Carine Kanimba, fille adoptive de l’opposant rwandais emprisonné Paul Rusesabagina, a appelé mercredi le président Paul Kagame à libérer son père, jugeant que son sort était entre ses mains, lors d’une conférence de presse à Bruxelles.
« Paul Kagame est l’homme qui détient mon père, c’est la seule personne qui peut prendre la décision de le libérer. Qu’il cherche dans son coeur cet espace pour libérer notre père », a lancé Mme Kanimba, en exprimant de nouveau son inquiétude sur la santé de cet homme qui est aussi citoyen belge et aura 68 ans en juin.
Selon ses proches, Paul Rusesabagina, dont la condamnation à 25 ans de prison pour « terrorisme » a été confirmée en appel le 4 avril, a été victime il y a quelques semaines en prison d’un accident vasculaire cérébral (AVC) sur lequel aucun diagnostic fiable n’a été posé.
De plus il souffre de fortes douleurs à un bras laissant craindre « un arrêt cardiaque », d’après sa fille. « Il a été vu à l’hôpital par un cardiologue et un oncologue qui ont évoqué un problème psychologique et en aucun cas physique », a dénoncé Carine Kanimba, pour qui les séquelles constatées par plusieurs visiteurs – une lèvre déformée et une moitié de visage paralysée – ne devraient pourtant susciter aucun doute sur l’AVC.
Fervent opposant de Paul Kagame depuis plus de 20 ans, Paul Rusesabagina a été rendu célèbre par le film « Hôtel Rwanda » sorti en 2004. Ce long métrage raconte comment ce Hutu modéré qui dirigeait l’Hôtel Mille Collines de Kigali a sauvé plus de 1.000 personnes durant le génocide de 1994, au cours duquel 800.000 personnes ont été tuées, selon l’ONU, principalement issues de la minorité tutsi.
M. Rusesabagina vivait depuis 1996 en exil aux Etats-Unis et en Belgique, avant d’être arrêté à Kigali en août 2020 dans des circonstances troubles, à la descente d’un avion qu’il pensait à destination du Burundi. Ses proches ont dénoncé « un enlèvement ».
A l’issue d’un procès en 2021 que la Belgique a considéré ni « juste » ni « équitable », il a été condamné à 25 ans de prison pour « avoir fondé et appartenir » au Front de libération nationale (FLN), groupe armé accusé d’avoir mené des attaques meurtrières au Rwanda en 2018 et 2019. Mercredi son avocat belge Vincent Lurquin a de nouveau qualifié ce procès de « mascarade ».

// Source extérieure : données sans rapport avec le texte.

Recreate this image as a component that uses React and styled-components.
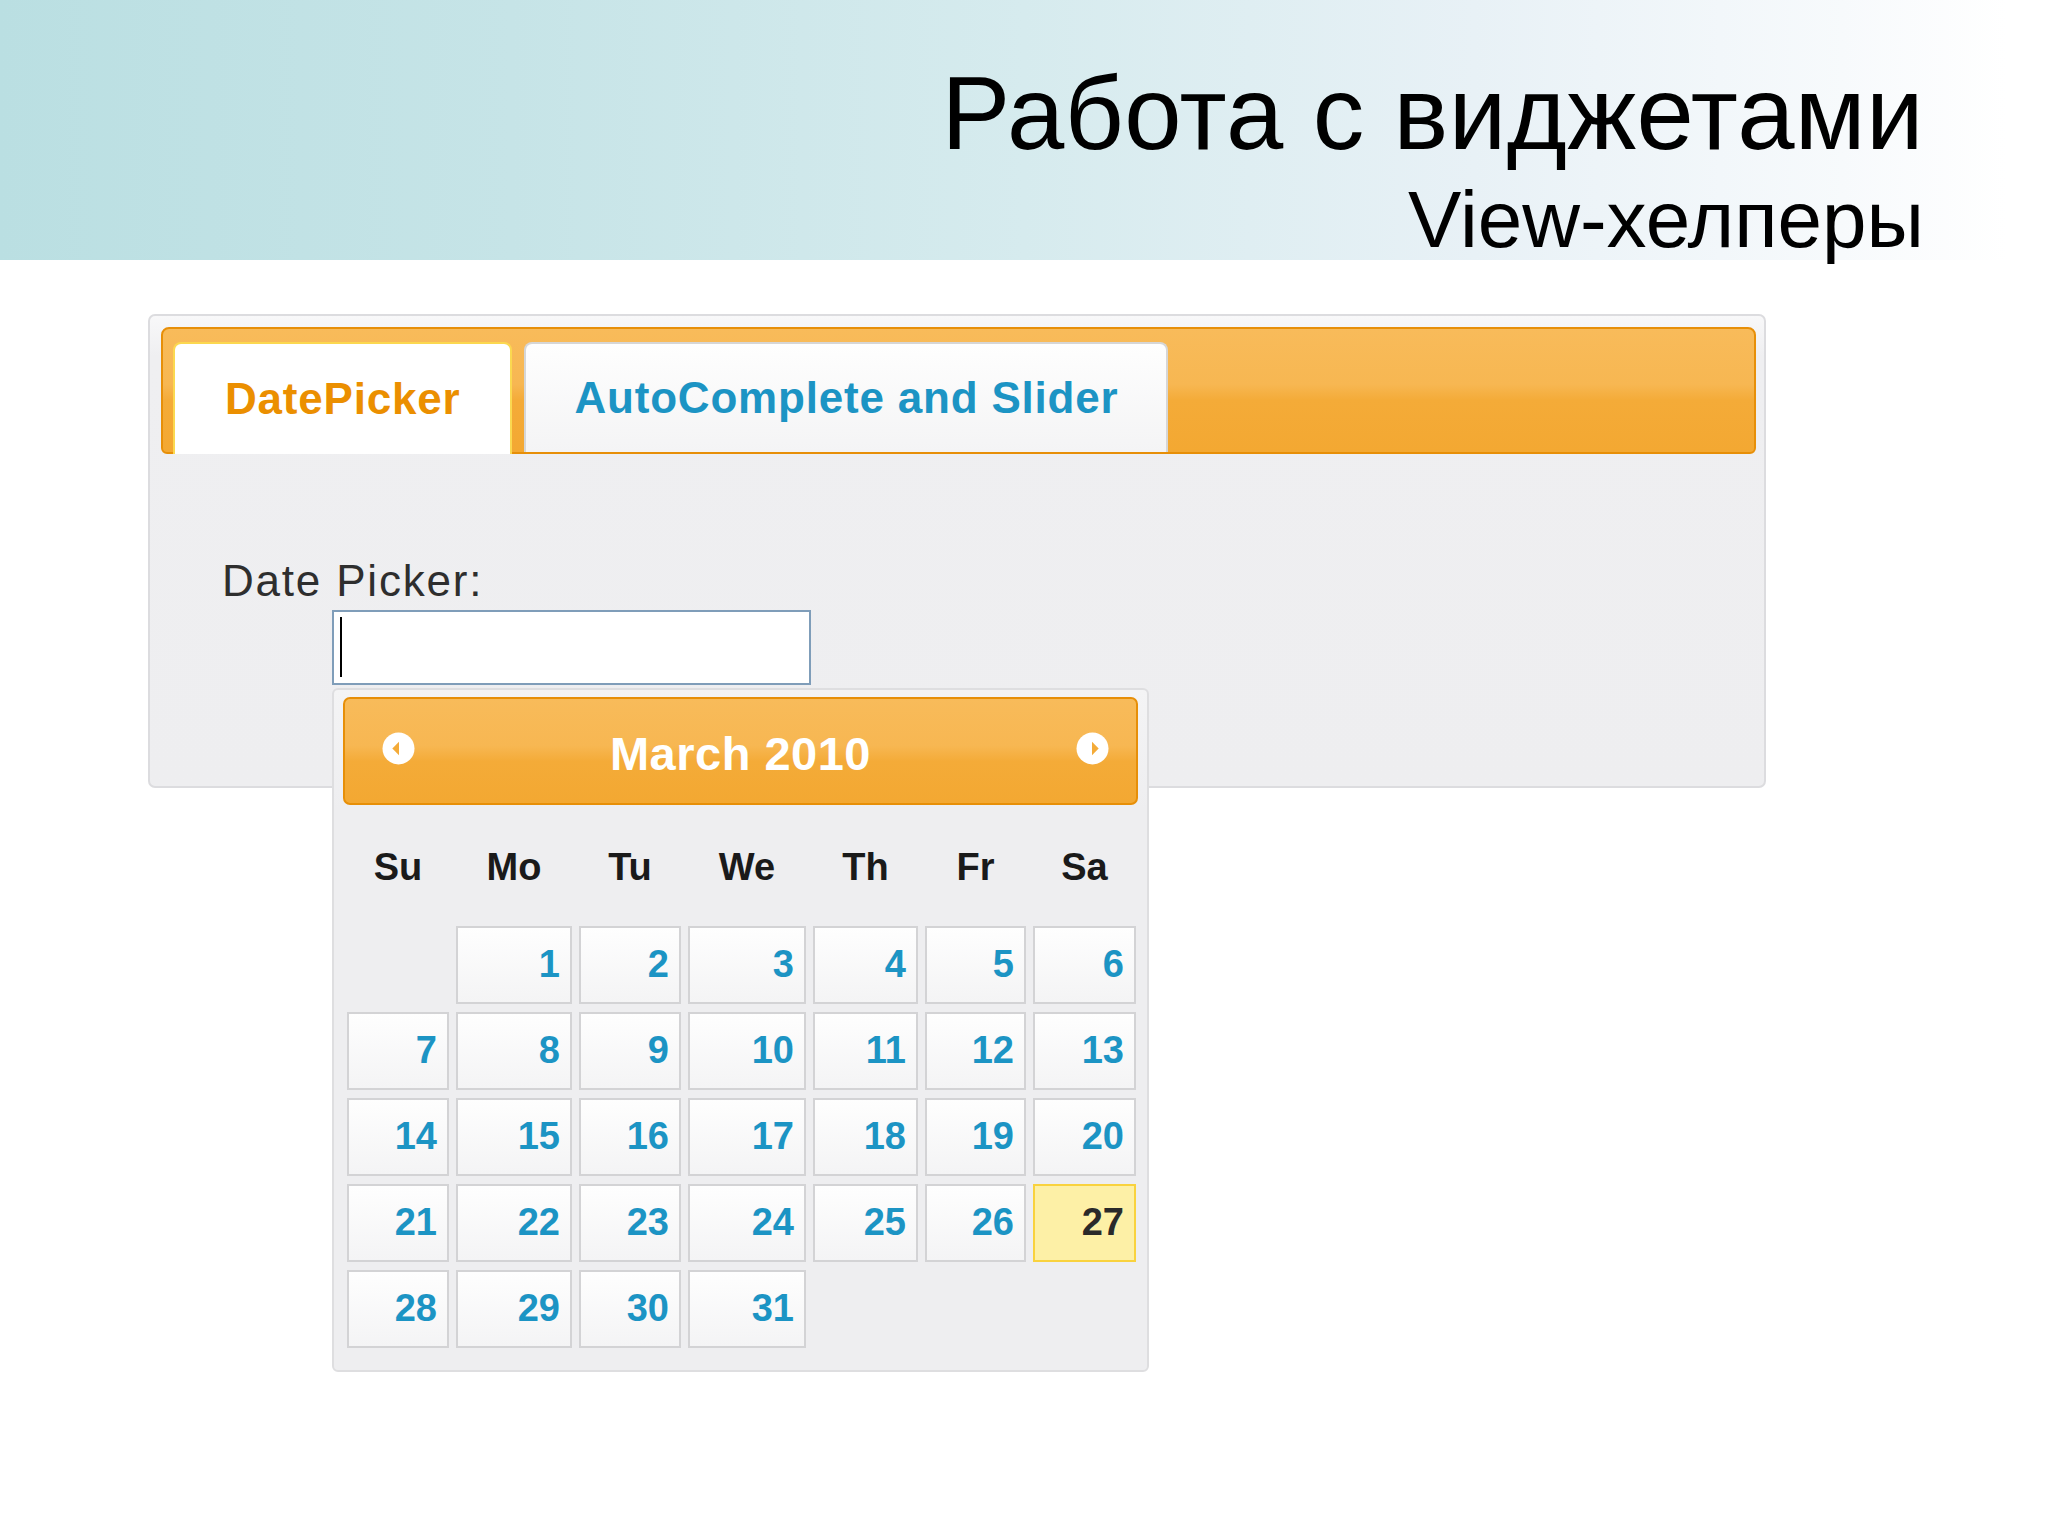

« Le Rwanda de Paul Kagame est malheureusement connu pour la persécution des opposants politiques », a souligné pour sa part la députée chrétienne-démocrate flamande Els Van Hoof, qui préside la commission des Relations extérieures à la Chambre.
Tous s’exprimaient devant la presse à Bruxelles en plein lancement d’une campagne internationale baptisée « Free Rusesabagina », qui a été relayée aux Etats-Unis par des stars hollywoodiennes posant en tee-shirt à l’effigie de l’opposant.